What’s up with that?⌗
In the cc_set_hostname.py
module, cloud-init
performs the
following operation:
(hostname, fqdn) = util.get_hostname_fqdn(cfg, cloud)
try:
log.debug("Setting the hostname to %s (%s)", fqdn, hostname)
cloud.distro.set_hostname(hostname, fqdn)
except Exception:
util.logexc(log, "Failed to set the hostname to %s (%s)", fqdn,
hostname)
raise
It starts by retrieving the hostname (both the qualified and
unqualified version) from the cloud environment, and then calls
cloud.distro.set_hostname(hostname, fqdn)
. This ends up calling:
def set_hostname(self, hostname, fqdn=None):
writeable_hostname = self._select_hostname(hostname, fqdn)

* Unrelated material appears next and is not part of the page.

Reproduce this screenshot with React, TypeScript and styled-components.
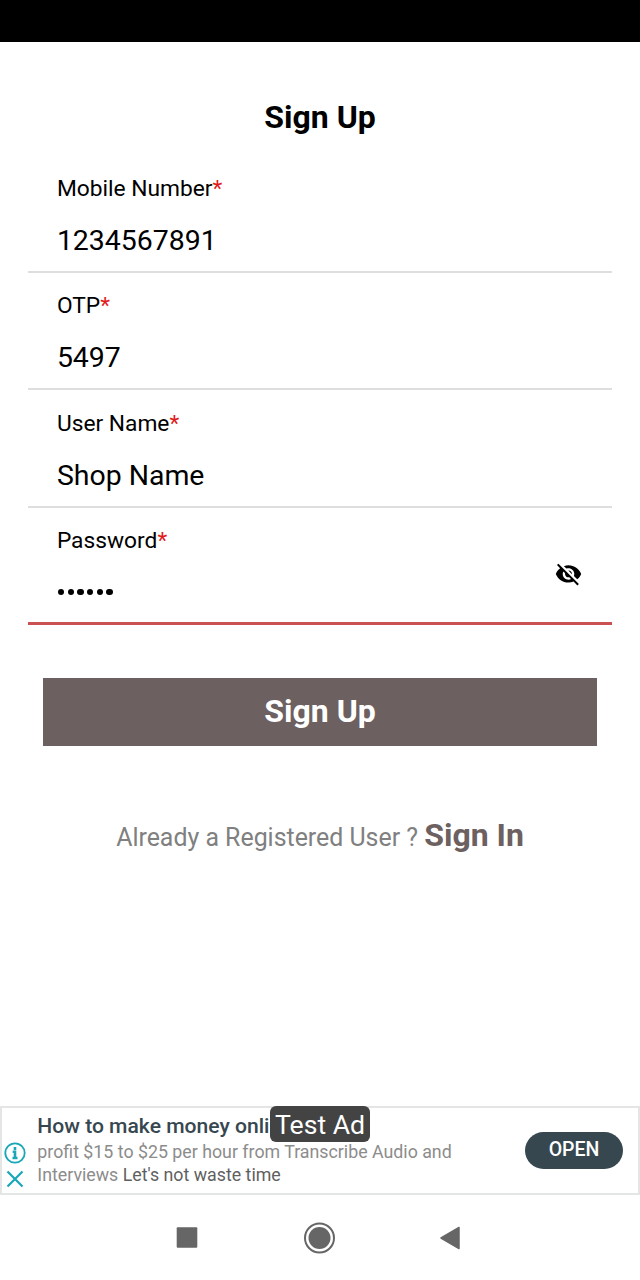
import React from 'react';
import styled, { createGlobalStyle } from 'styled-components';
import { IoMdEyeOff } from 'react-icons/io';

const GlobalStyle = createGlobalStyle`
  *, *::before, *::after { box-sizing: border-box; }
  body { margin: 0; background: #fff; font-family: Roboto, "Liberation Sans", sans-serif; }
`;

const Screen = styled.div`
  display: flex;
  flex-direction: column;
  width: 640px;
  height: 1280px;
  overflow: hidden;
  background: #fff;
  color: #000;
`;

const StatusBar = styled.div`
  flex: none;
  height: 42px;
  background: #000;
`;

const Content = styled.main`
  flex: 1;
  display: flex;
  flex-direction: column;
  padding: 57px 28.4px 0;
`;

const Title = styled.h1`
  margin: 0 0 18.6px;
  height: 38px;
  line-height: 37px;
  font-size: 32px;
  font-weight: 700;
  text-align: center;
`;

const Field = styled.div<{ $active?: boolean }>`
  flex: none;
  display: flex;
  align-items: center;
  height: 117.33px;
  padding: 0 28.5px;
  border-bottom: ${p => (p.$active ? '3.5px solid #cb5252' : '2px solid #dedede')};
`;

const FieldText = styled.div`
  flex: 1;
  align-self: stretch;
  display: flex;
  flex-direction: column;
  padding-top: 20.5px;
`;

const Label = styled.label`
  height: 26px;
  line-height: 26px;
  font-size: 22.75px;
`;

const Required = styled.span`
  color: #e01b1b;
`;

const Value = styled.div`
  margin-top: 22px;
  height: 34px;
  line-height: 34px;
  font-size: 28.44px;
`;

const Dots = styled.div`
  display: flex;
  gap: 3.2px;
  margin-top: 34.5px;
  padding-left: 1px;
`;

const Dot = styled.i`
  width: 6.5px;
  height: 6.5px;
  border-radius: 50%;
  background: #000;
`;

const Toggle = styled.span`
  display: flex;
  margin-top: 20px;
`;

const SubmitButton = styled.button`
  flex: none;
  height: 67.5px;
  margin: 53.5px 14.2px 0;
  padding: 0 0 2px;
  border: 0;
  background: #6d6060;
  color: #fff;
  font: 700 32px/65px Roboto, "Liberation Sans", sans-serif;
`;

const SignInRow = styled.p`
  margin: 70.5px 0 0;
  height: 38px;
  line-height: 38px;
  font-size: 24.9px;
  color: #808080;
  text-align: center;
  white-space: pre;
`;

const SignInLink = styled.a`
  font-size: 32px;
  font-weight: 700;
  color: #6d6060;
`;

const AdBanner = styled.aside`
  position: relative;
  flex: none;
  display: flex;
  align-items: center;
  height: 89px;
  padding-right: 15px;
  border: 2px solid #e4e6e6;
`;

const AdControls = styled.div`
  display: flex;
  flex-direction: column;
  align-items: center;
  align-self: flex-end;
  gap: 6px;
  width: 26px;
  padding-bottom: 5px;
`;

const AdCopy = styled.div`
  flex: 1;
  align-self: stretch;
  padding: 5px 0 0 9.3px;
  white-space: nowrap;
`;

const AdHeadline = styled.div`
  height: 26px;
  line-height: 26px;
  font-size: 21.1px;
  font-weight: 500;
  color: #37474f;
`;

const AdLine = styled.div`
  height: 23px;
  line-height: 26px;
  font-size: 17.8px;
  color: #8c8c8c;
`;

const AdEmphasis = styled.span`
  color: #5f5f5f;
`;

const AdButton = styled.button`
  width: 98px;
  height: 37.5px;
  padding: 0 0 2px;
  border: 0;
  border-radius: 19px;
  background: #37474f;
  color: #fff;
  font: 500 19.5px/35px Roboto, "Liberation Sans", sans-serif;
`;

const TestAdBadge = styled.span`
  position: absolute;
  left: 268px;
  top: -2px;
  width: 100px;
  height: 36px;
  border-radius: 6px;
  background: #434343;
  color: #fff;
  font-size: 26.6px;
  line-height: 38px;
  text-align: center;
`;

const NavBar = styled.nav`
  flex: none;
  display: flex;
  align-items: center;
  justify-content: space-between;
  height: 85px;
  padding: 0 179px 0 176px;
`;

const fields = [
  { label: 'Mobile Number', value: '1234567891' },
  { label: 'OTP', value: '5497' },
  { label: 'User Name', value: 'Shop Name' },
];

export default function App() {
  return (
    <Screen>
      <GlobalStyle />
      <StatusBar />
      <Content>
        <Title>Sign Up</Title>
        {fields.map(f => (
          <Field key={f.label}>
            <FieldText>
              <Label>{f.label}<Required>*</Required></Label>
              <Value>{f.value}</Value>
            </FieldText>
          </Field>
        ))}
        <Field $active>
          <FieldText>
            <Label>Password<Required>*</Required></Label>
            <Dots>{[0, 1, 2, 3, 4, 5].map(i => <Dot key={i} />)}</Dots>
          </FieldText>
          <Toggle><IoMdEyeOff size={29} /></Toggle>
        </Field>
        <SubmitButton>Sign Up</SubmitButton>
        <SignInRow>Already a Registered User ? <SignInLink>Sign In</SignInLink></SignInRow>
      </Content>
      <AdBanner>
        <AdControls>
          <svg width="22" height="22" viewBox="0 0 22 22" fill="none" stroke="#19a7b8">
            <circle cx="11" cy="11" r="9.7" strokeWidth="1.8" />
            <path d="M11 5v3M8.7 9.8H11V16M8.5 16h5" strokeWidth="2.6" />
          </svg>
          <svg width="18" height="18" viewBox="0 0 18 18" fill="none" stroke="#19a7b8" strokeWidth="2.2">
            <path d="M1.5 1.5l15 15M16.5 1.5l-15 15" />
          </svg>
        </AdControls>
        <AdCopy>
          <AdHeadline>How to make money onli</AdHeadline>
          <AdLine>profit $15 to $25 per hour from Transcribe Audio and</AdLine>
          <AdLine>Interviews <AdEmphasis>Let's not waste time</AdEmphasis></AdLine>
        </AdCopy>
        <AdButton>OPEN</AdButton>
        <TestAdBadge>Test Ad</TestAdBadge>
      </AdBanner>
      <NavBar>
        <svg width="22" height="22" viewBox="0 0 22 22" fill="#666">
          <rect x="0.7" y="0.2" width="20.6" height="20.6" rx="1" />
        </svg>
        <svg width="32" height="32" viewBox="0 0 32 32" fill="#666">
          <circle cx="16.5" cy="16" r="14.5" fill="none" stroke="#666" strokeWidth="2" />
          <circle cx="16.5" cy="16" r="11" />
        </svg>
        <svg width="22" height="24" viewBox="0 0 22 24" fill="#666" stroke="#666" strokeWidth="1.5" strokeLinejoin="round">
          <path d="M20 1.5v21L2 12z" />
        </svg>
      </NavBar>
    </Screen>
  );
}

self._write_hostname(writeable_hostname, self.hostname_conf_fn)
self._apply_hostname(hostname)
Where, on a RHEL system, _select_hostname
is:
def _select_hostname(self, hostname, fqdn):
# See: http://bit.ly/TwitgL
# Should be fqdn if we can use it
if fqdn:
return fqdn
return hostname
So:
cloud-init
setswriteable_hostname
to the fully qualified name of the system (assuming it is available).cloud-init
writes the fully qualified hostname to/etc/sysconfig/network
.cloud-init
sets the hostname to the unqualified hostname
The result is that your system will probably have a different hostname after your first reboot, which throws off Neutron.
And they all lived happily ever after?⌗
It turns out this bug was reported upstream back in October of 2013 as bug 1246485, and while there are patches available the bug has been marked as “low” priority and has been fixed. There are patches attached to the bug report that purport to fix the problem.